Ce qui est évident, c’est que les perdants de cette guerre atroce ont été les Arméniens dans leur ensemble (Arménie, Artsakh et diaspora). Les Occidentaux que Patrice Gourdin considère comme éliminés, disposent de ressorts nécessaires pour revenir. Gérard Araud, ancien ambassadeur de France à Washington, a écrit dans l’hébdomadaire Le Point (15/11/2020) qu’au « Haut Karabakh, l’Occident n’a pas dit son dernier mot ». Soit.
Très probablement, les Etats Unis et la France notamment n’accepteront pas d’avoir été mis devant le fait accompli, suite à l’arrangement entre Moscou et Ankara (guerre, cessez le feu, …). Le projet d’aide européenne de 2,6 Mds€ de l’Union européenne, vraisemblablement à l’instigation de Paris, est symptomatique de ce refus.
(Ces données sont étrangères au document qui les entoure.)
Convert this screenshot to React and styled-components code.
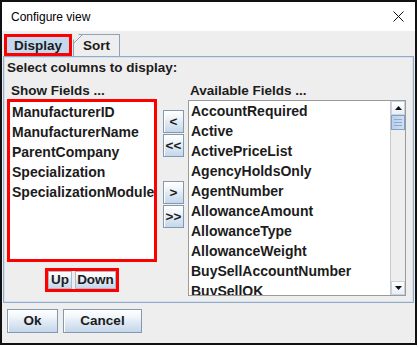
import React from 'react';
import styled, { createGlobalStyle } from 'styled-components';

const Global = createGlobalStyle`
  html, body { margin: 0; padding: 0; background: #ffffff; }
  body { font-family: "Liberation Sans", Arial, sans-serif; }
  * { box-sizing: border-box; }
`;

const Window = styled.div`
  width: 417px;
  height: 345px;
  border: 2px solid #111111;
  display: flex;
  flex-direction: column;
  background: #eeeeee;
`;

const TitleBar = styled.div`
  height: 29px;
  flex: none;
  background: #ffffff;
  display: flex;
  align-items: center;
  justify-content: space-between;
  padding: 0 11px 0 9px;
  font-size: 12px;
  color: #000000;
`;

const Body = styled.div`
  flex: 1;
  display: flex;
  flex-direction: column;
  padding: 3px 1px 0 1px;
  color: #1c1c1c;
  font-weight: bold;
`;

const TabRow = styled.div`
  display: flex;
  align-items: flex-end;
  height: 22px;
  padding-left: 1px;
`;

const Tab = styled.div`
  height: 22px;
  width: ${p => p.$w}px;
  display: flex;
  align-items: center;
  justify-content: center;
  font-size: 13.5px;
  ${p => p.$active ? `
    border: 3px solid #ff0000;
    background: #c5d9ee;
  ` : `
    margin-left: 1px;
    border: 1px solid #8ea2b8;
    border-bottom: none;
    background: linear-gradient(135deg, transparent 5px, #8ea2b8 5px, #8ea2b8 6px, #eeeeee 6px);
    clip-path: polygon(6px 0, 100% 0, 100% 100%, 0 100%, 0 6px);
  `}
`;

const Panel = styled.div`
  height: 247px;
  border: 1px solid #93abc6;
  box-shadow: inset 0 0 0 1px #d3e0ee;
  padding: 3px 7px 0 3px;
  display: flex;
  flex-direction: column;
`;

const Heading = styled.div`
  font-size: 13.5px;
  line-height: 16px;
  margin-bottom: 7px;
`;

const Columns = styled.div`
  display: flex;
  align-items: flex-start;
`;

const LeftCol = styled.div`
  width: 150px;
  display: flex;
  flex-direction: column;
  align-items: center;
`;

const FieldLabel = styled.div`
  align-self: stretch;
  font-size: 13.5px;
  line-height: 16px;
  padding-left: ${p => p.$pad}px;
  margin-bottom: ${p => p.$mb}px;
`;

const ShowList = styled.div`
  align-self: stretch;
  height: 163px;
  border: 3px solid #ff0000;
  background: #ffffff;
  padding: 0 0 0 2px;
`;

const Item = styled.div`
  height: 20px;
  line-height: 20px;
  font-size: 14px;
  white-space: nowrap;
  overflow: hidden;
`;

const UpDownBox = styled.div`
  margin-top: 6px;
  border: 3px solid #ff0000;
  display: flex;
  gap: 3px;
  height: 24px;
`;

const Btn = styled.button`
  font-family: "Liberation Sans", Arial, sans-serif;
  font-weight: bold;
  font-size: 13.5px;
  line-height: 16px;
  color: #1c1c1c;
  width: ${p => p.$w}px;
  height: ${p => p.$h}px;
  padding: 0;
  margin: 0;
  border: 1px solid #8499ae;
  border-radius: 0;
  background: linear-gradient(to bottom, #ffffff 0%, #f1f6fb 30%, #dfe9f4 55%, #c4d7eb 100%);
  box-shadow: inset 1px 1px 0 #ffffff;
  display: flex;
  align-items: center;
  justify-content: center;
`;

const FlatBtn = styled(Btn)`
  border-color: #a9b9c9;
  box-shadow: none;
`;

const MidCol = styled.div`
  width: 21px;
  margin: 0 4px 0 6px;
  padding-top: 27px;
  display: flex;
  flex-direction: column;
`;

const Pair = styled.div`
  display: flex;
  flex-direction: column;
  gap: 1px;
  margin-bottom: ${p => p.$mb || 0}px;
`;

const RightCol = styled.div`
  width: 219px;
  display: flex;
  flex-direction: column;
`;

const AvailList = styled.div`
  height: 196px;
  border: 1px solid #9a9a9a;
  background: #ffffff;
  display: flex;
  overflow: hidden;
`;

const AvailItems = styled.div`
  flex: 1;
  padding-left: 2px;
  overflow: hidden;
`;

const ScrollBar = styled.div`
  width: 15px;
  display: flex;
  flex-direction: column;
  background: #eeeeee;
  border-left: 1px solid #c9c9c9;
`;

const Arrow = styled.div`
  height: 14px;
  display: flex;
  align-items: center;
  justify-content: center;
  background: linear-gradient(to bottom, #ffffff, #e9eff6);
  border: 1px solid #c6d3e0;
`;

const Thumb = styled.div`
  height: 15px;
  background: linear-gradient(to right, #b9d0ea, #cfe0f2);
  border: 1px solid #7f9fcc;
  display: flex;
  flex-direction: column;
  justify-content: center;
  gap: 2px;
  padding: 0 2px;
`;

const Grip = styled.div`
  height: 1px;
  background: #8fa9cf;
`;

const Track = styled.div`
  flex: 1;
`;

const Footer = styled.div`
  display: flex;
  gap: 5px;
  padding: 6px 0 0 4px;
`;

const CloseIcon = () => (
  <svg width="11" height="11" viewBox="0 0 11 11">
    <path d="M0.5 0.5 L10.5 10.5 M10.5 0.5 L0.5 10.5" stroke="#111" strokeWidth="1" />
  </svg>
);

const Tri = ({ up }) => (
  <svg width="7" height="4" viewBox="0 0 7 4">
    <path d={up ? 'M0 4 L3.5 0 L7 4 Z' : 'M0 0 L7 0 L3.5 4 Z'} fill="#111" />
  </svg>
);

const showFields = ['ManufacturerID', 'ManufacturerName', 'ParentCompany', 'Specialization', 'SpecializationModule'];
const availFields = [
  'AccountRequired', 'Active', 'ActivePriceList', 'AgencyHoldsOnly', 'AgentNumber',
  'AllowanceAmount', 'AllowanceType', 'AllowanceWeight', 'BuySellAccountNumber', 'BuySellOK',
];

export default function App() {
  return (
    <>
      <Global />
      <Window>
        <TitleBar>
          <span>Configure view</span>
          <CloseIcon />
        </TitleBar>
        <Body>
          <TabRow>
            <Tab $active $w={68}>Display</Tab>
            <Tab $w={47}>Sort</Tab>
          </TabRow>
          <Panel>
            <Heading>Select columns to display:</Heading>
            <Columns>
              <LeftCol>
                <FieldLabel $pad={4} $mb={0}>Show Fields ...</FieldLabel>
                <ShowList>
                  {showFields.map(f => <Item key={f}>{f}</Item>)}
                </ShowList>
                <UpDownBox>
                  <FlatBtn $w={24} $h={18}>Up</FlatBtn>
                  <FlatBtn $w={41} $h={18}>Down</FlatBtn>
                </UpDownBox>
              </LeftCol>
              <MidCol>
                <Pair $mb={24}>
                  <Btn $w={21} $h={23}>&lt;</Btn>
                  <Btn $w={21} $h={23}>&lt;&lt;</Btn>
                </Pair>
                <Pair>
                  <Btn $w={21} $h={23}>&gt;</Btn>
                  <Btn $w={21} $h={23}>&gt;&gt;</Btn>
                </Pair>
              </MidCol>
              <RightCol>
                <FieldLabel $pad={2} $mb={1}>Available Fields ...</FieldLabel>
                <AvailList>
                  <AvailItems>
                    {availFields.map(f => <Item key={f}>{f}</Item>)}
                  </AvailItems>
                  <ScrollBar>
                    <Arrow><Tri up /></Arrow>
                    <Thumb><Grip /><Grip /><Grip /></Thumb>
                    <Track />
                    <Arrow><Tri /></Arrow>
                  </ScrollBar>
                </AvailList>
              </RightCol>
            </Columns>
          </Panel>
          <Footer>
            <Btn $w={51} $h={24}>Ok</Btn>
            <Btn $w={79} $h={24}>Cancel</Btn>
          </Footer>
        </Body>
      </Window>
    </>
  );
}
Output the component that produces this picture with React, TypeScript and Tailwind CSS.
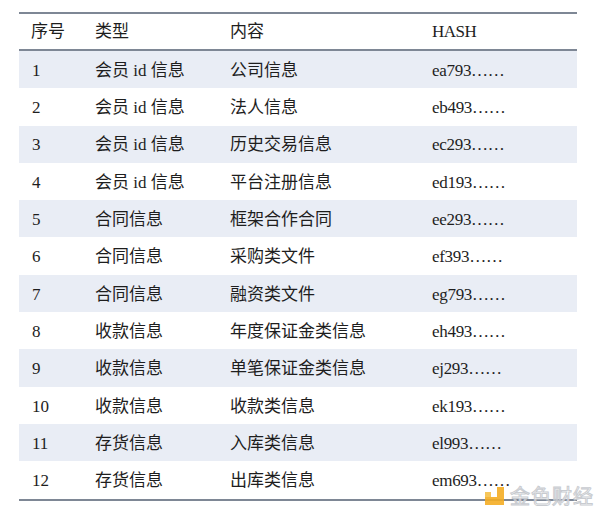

Mais revenons aux Arméniens. On évoque très souvent la nécessité de rebâtir un Etat moderne digne de ce nom. Peut-on conclure alors que nos élites, nos gouvernants et nos partis politiques ont raté l’édification de l’Etat en privilégiant l’intérêt personnel et partisan au détriment de l’intérêt général? Que doivent-ils faire maintenant?
On entend dire qu’il faut créer une armée et une économie fortes. Oui mais tout cela prendra du temps, de l’énergie, … Il faut surtout beaucoup de ténacité aussi. Or, les acteurs du « grand jeu » régional n’attendront pas. Nous ne disposons ni de forces armées forte, ni d’économie robuste, ni manifestement de parapluie efficace de notre principal allié. Actuellement le seul levier dont nous disposons est le domaine diplomatique. Il nous faut améliorer et rendre performent notre outil diplomatique dans la mesure du possible. Il va sans dire qu’il faut intervenir sans cesse auprès des pays amis et alliés, sans négliger un domaine quelconque, auprès des institutions multilatérales, des ONGs, des médias, etc. Pourquoi pas désigner un vice-ministre chargé des pays francophones qui constituent un contingent important à l’ONU. C’est un levier qui, s’il est bien ciblé et convenablement travaillé par nos diplomates, peut s’avérer très utile. L’heure n’est plus à se calfeutrer dans les bureaux de l’ambassade et attendre une occasion de rencontre. Il faut un suivi actif dans l’entretien de nos relations. C’est à ce prix qu’on pourra gagner nos interlocuteurs à notre cause.